Het onderzoek van Ligthart gaat absoluut een stap verder doordat het voor de eerste keer twee geavanceerde radarsystemen combineert. De ene radar spoort het voorwerp op, de andere bekijkt wat het precies is. Voorwaarde is dan wel dat in het geheugen van de radar alle mogelijke reflectorsignalen van landmijnen zijn opgeslagen. „Het is een zeer ambitieus programma”, erkent Ligthart, „want er zijn ongelooflijk veel verschillende mijnen.” Hij denkt in 2004 een productierijp prototype op te kunnen leveren. Zijn onderzoek wordt voor de eerste twee jaren gefinancierd met 2,7 miljoen gulden van de Technologiestichting STW. Bij succesvolle tussentijdse onderzoeksresultaten is nog eens twee jaar vervolgfinanciering toegezegd.

Leidingen
Aan het onderzoek nemen vakgroepen van de faculteiten Aardwetenschappen en Informatietechnologie en Systemen van de TUD deel. De leiding is in handen van het onderzoekscentrum ”International Research Centre for Telecommunications-Transmission and Radar”, waarvan Ligthart directeur is.

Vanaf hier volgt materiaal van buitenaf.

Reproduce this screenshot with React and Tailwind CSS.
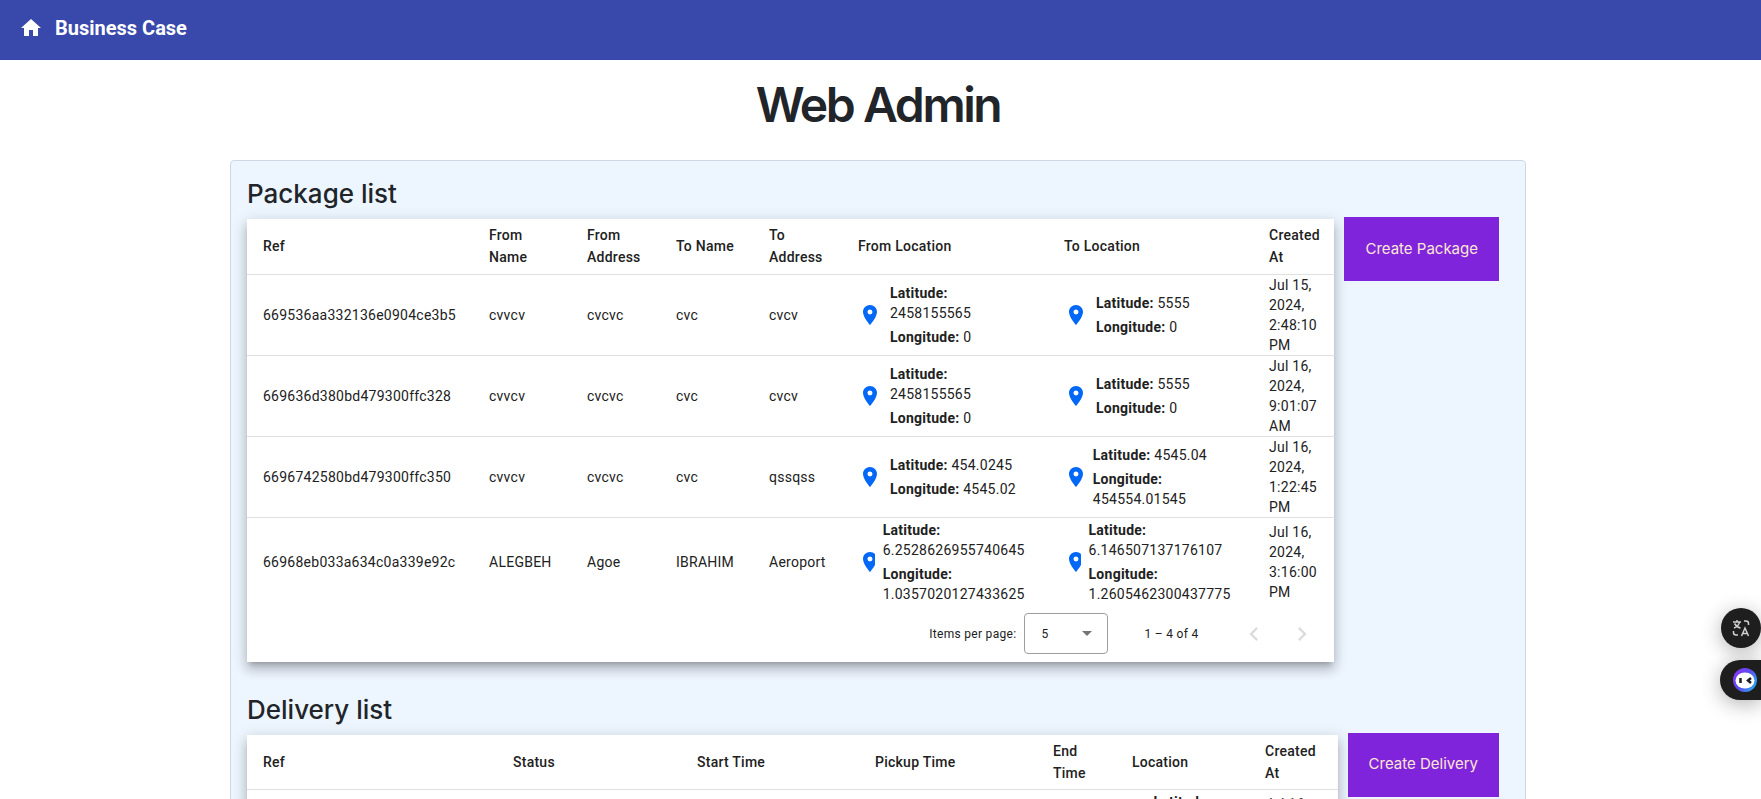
import React from "react";

const PACKAGE_COLUMNS = [
  { label: "Ref", width: "w-[226px]" },
  { label: "From Name", width: "w-[98px]" },
  { label: "From Address", width: "w-[89px]" },
  { label: "To Name", width: "w-[93px]" },
  { label: "To Address", width: "w-[89px]" },
  { label: "From Location", width: "w-[206px]" },
  { label: "To Location", width: "w-[205px]" },
  { label: "Created At", width: "w-[82px]" },
];

const PACKAGES = [
  ["669536aa332136e0904ce3b5", "cvvcv", "cvcvc", "cvc", "cvcv", { lat: "2458155565", lng: "0" }, { lat: "5555", lng: "0" }, "Jul 15, 2024, 2:48:10 PM"],
  ["669636d380bd479300ffc328", "cvvcv", "cvcvc", "cvc", "cvcv", { lat: "2458155565", lng: "0" }, { lat: "5555", lng: "0" }, "Jul 16, 2024, 9:01:07 AM"],
  ["6696742580bd479300ffc350", "cvvcv", "cvcvc", "cvc", "qssqss", { lat: "454.0245", lng: "4545.02" }, { lat: "4545.04", lng: "454554.01545" }, "Jul 16, 2024, 1:22:45 PM"],
  ["66968eb033a634c0a339e92c", "ALEGBEH", "Agoe", "IBRAHIM", "Aeroport", { lat: "6.2528626955740645", lng: "1.0357020127433625" }, { lat: "6.146507137176107", lng: "1.2605462300437775" }, "Jul 16, 2024, 3:16:00 PM"],
];

const DELIVERY_COLUMNS = [
  { label: "Ref", width: "w-[250px]" },
  { label: "Status", width: "w-[184px]" },
  { label: "Start Time", width: "w-[178px]" },
  { label: "Pickup Time", width: "w-[178px]" },
  { label: "End Time", width: "w-[79px]" },
  { label: "Location", width: "w-[133px]" },
  { label: "Created At", width: "w-[89px]" },
];

const DELIVERIES = [
  ["669636d380bd479300ffc328", "open", "", "", "", { lat: "2458155565", lng: "0" }, "Jul 16, 2024, 9:01:07 AM"],
];

function PinIcon() {
  return (
    <span className="h-6 w-6 min-w-0 shrink overflow-hidden text-[#0468f7]" aria-hidden="true">
      <svg viewBox="0 0 24 24" className="h-6 w-6 max-w-none fill-current">
        <path d="M12 2C8.13 2 5 5.13 5 9c0 5.25 7 13 7 13s7-7.75 7-13c0-3.87-3.13-7-7-7zm0 9.5a2.5 2.5 0 0 1 0-5 2.5 2.5 0 0 1 0 5z" />
      </svg>
    </span>
  );
}

function Location({ lat, lng }) {
  return (
    <div className="flex items-center gap-2 py-0.5">
      <PinIcon />
      <div className="flex min-w-0 flex-col gap-1">
        <p><b>Latitude:</b> {lat}</p>
        <p><b>Longitude:</b> {lng}</p>
      </div>
    </div>
  );
}

function DataTable({ columns, rows }) {
  return (
    <table className="w-full table-fixed border-collapse text-left font-[Roboto,sans-serif] text-sm leading-5 tracking-[0.018em] text-[#212121]">
      <thead>
        <tr className="h-[55px] border-b border-[#e0e0e0]">
          {columns.map((c) => (
            <th key={c.label} scope="col" className={`${c.width} px-4 py-0 align-middle leading-[22px] font-medium`}>
              {c.label}
            </th>
          ))}
        </tr>
      </thead>
      <tbody>
        {rows.map((row) => (
          <tr key={row[0]} className="border-b border-[#e0e0e0] last:border-b-0">
            {row.map((cell, i) => (
              <td key={columns[i].label} className="px-4 py-0 align-middle">
                {typeof cell === "object" ? <Location {...cell} /> : cell}
              </td>
            ))}
          </tr>
        ))}
      </tbody>
    </table>
  );
}

function Paginator() {
  return (
    <div className="flex h-14 items-center justify-end pr-2 font-[Roboto,sans-serif] text-xs tracking-wide text-[#212121]">
      <label htmlFor="page-size" className="mr-2">Items per page:</label>
      <div className="relative">
        <select id="page-size" defaultValue="5" className="h-[41px] w-[84px] appearance-none rounded border border-[#9e9e9e] bg-white px-4">
          <option>5</option>
          <option>10</option>
          <option>20</option>
        </select>
        <svg viewBox="0 0 10 5" className="pointer-events-none absolute top-[18px] right-4 h-[5px] w-2.5 fill-[#757575]" aria-hidden="true">
          <path d="M0 0h10L5 5z" />
        </svg>
      </div>
      <span className="mr-8 ml-9">1 – 4 of 4</span>
      <button type="button" aria-label="Previous page" disabled className="flex size-12 items-center justify-center text-[#dcdcdc]">
        <svg viewBox="0 0 24 24" className="size-7 fill-current"><path d="M15.41 7.41L14 6l-6 6 6 6 1.41-1.41L10.83 12z" /></svg>
      </button>
      <button type="button" aria-label="Next page" disabled className="flex size-12 items-center justify-center text-[#dcdcdc]">
        <svg viewBox="0 0 24 24" className="size-7 fill-current"><path d="M10 6L8.59 7.41 13.17 12l-4.58 4.59L10 18l6-6z" /></svg>
      </button>
    </div>
  );
}

function ListSection({ title, action, children }) {
  return (
    <section className="mb-[31px]">
      <h2 className="mb-1.5 text-[26px] leading-[34px] font-medium">{title}</h2>
      <div className="mr-2.5 flex items-start gap-2.5">
        <div className="mt-0.5 min-w-0 flex-1 bg-white shadow-[0_5px_5px_-3px_rgba(0,0,0,0.2),0_8px_10px_1px_rgba(0,0,0,0.14),0_3px_14px_2px_rgba(0,0,0,0.12)]">
          {children}
        </div>
        <button type="button" className="h-16 shrink-0 bg-[#8024dc] px-[21px] text-[15px] text-[#fbe7d3]">{action}</button>
      </div>
    </section>
  );
}

export default function App() {
  return (
    <div className="h-screen overflow-y-auto bg-white font-[Inter,sans-serif] text-[#212529] [scrollbar-width:none]">
      <header className="h-[60px] bg-[#3848ab] px-[19px] font-[Roboto,sans-serif] text-white">
        <a href="#" className="flex h-14 items-center gap-3 text-xl font-bold">
          <svg viewBox="0 0 24 24" className="size-6 fill-current" aria-hidden="true"><path d="M10 20v-6h4v6h5v-8h3L12 3 2 12h3v8z" /></svg>
          Business Case
        </a>
      </header>
      <main className="pr-[5px]">
        <h1 className="pt-2.5 pb-5 text-center text-5xl leading-[70px] font-semibold tracking-tighter">Web Admin</h1>
        <div className="mx-auto max-w-[1296px] rounded border border-[#ced8e4] bg-[#edf5ff] p-4">
          <ListSection title="Package list" action="Create Package">
            <DataTable columns={PACKAGE_COLUMNS} rows={PACKAGES} />
            <Paginator />
          </ListSection>
          <ListSection title="Delivery list" action="Create Delivery">
            <DataTable columns={DELIVERY_COLUMNS} rows={DELIVERIES} />
          </ListSection>
        </div>
      </main>
      <div className="fixed right-0 bottom-[99px] flex flex-col items-end gap-3">
        <button type="button" aria-label="Translate" className="flex size-10 items-center justify-center rounded-full bg-[#1e1e1e] shadow-[0_4px_20px_rgba(0,0,0,0.3)]">
          <svg viewBox="0 0 18 18" className="size-[18px] fill-none stroke-[#d0d0d0] stroke-[1.5]">
            <path d="M1 3h8M5 1v2M2 9c3-1 5-3 5.500-6M2.500 4.500C4 7 6 8.500 8.500 9M12 2h2q2.500 0 2.500 2.500V6M1.500 12v1.500Q1.500 16 4 16h2M9.500 17l3.500-8 3.500 8M10.500 14.500h5" />
          </svg>
        </button>
        <button type="button" aria-label="Assistant" className="flex h-10 w-[41px] items-center rounded-l-full bg-[#1e1e1e] pl-[13px] shadow-[0_4px_20px_rgba(0,0,0,0.3)]">
          <svg viewBox="0 0 24 24" className="size-6">
            <defs>
              <linearGradient id="bot" x1="0" y1="0.2" x2="1" y2="0.8">
                <stop offset="0" stopColor="#8a35f5" />
                <stop offset="0.5" stopColor="#5a4df0" />
                <stop offset="1" stopColor="#22b4ee" />
              </linearGradient>
            </defs>
            <circle cx="12" cy="12" r="12" fill="url(#bot)" />
            <ellipse cx="12" cy="12.500" rx="9.500" ry="8" fill="#fff" />
            <path d="M7.500 10v5M18 10l-3 2.500 3 2.500" fill="none" stroke="#1e1e1e" strokeWidth="2.500" />
          </svg>
        </button>
      </div>
    </div>
  );
}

De TUD werkt al langer met grondradar. Zo werd in 1993 op verzoek van nabestaanden geprobeerd in een natuurgebied de begraafplaats te achterhalen van zestien slachtoffers uit de Tweede Wereldoorlog. Ook voor bijvoorbeeld lekken in leidingen en bij inspectie van rioleringen wordt grondradar gebruikt. „We leven nu eenmaal in een soppig landje”, zegt Ligthart, die hoge verwachtingen van zijn onderzoek koestert. „We zitten hier wel in een hoge toren met ruim zicht maar met dit onderzoek moet het mogelijk worden op en onder de grond te kijken.”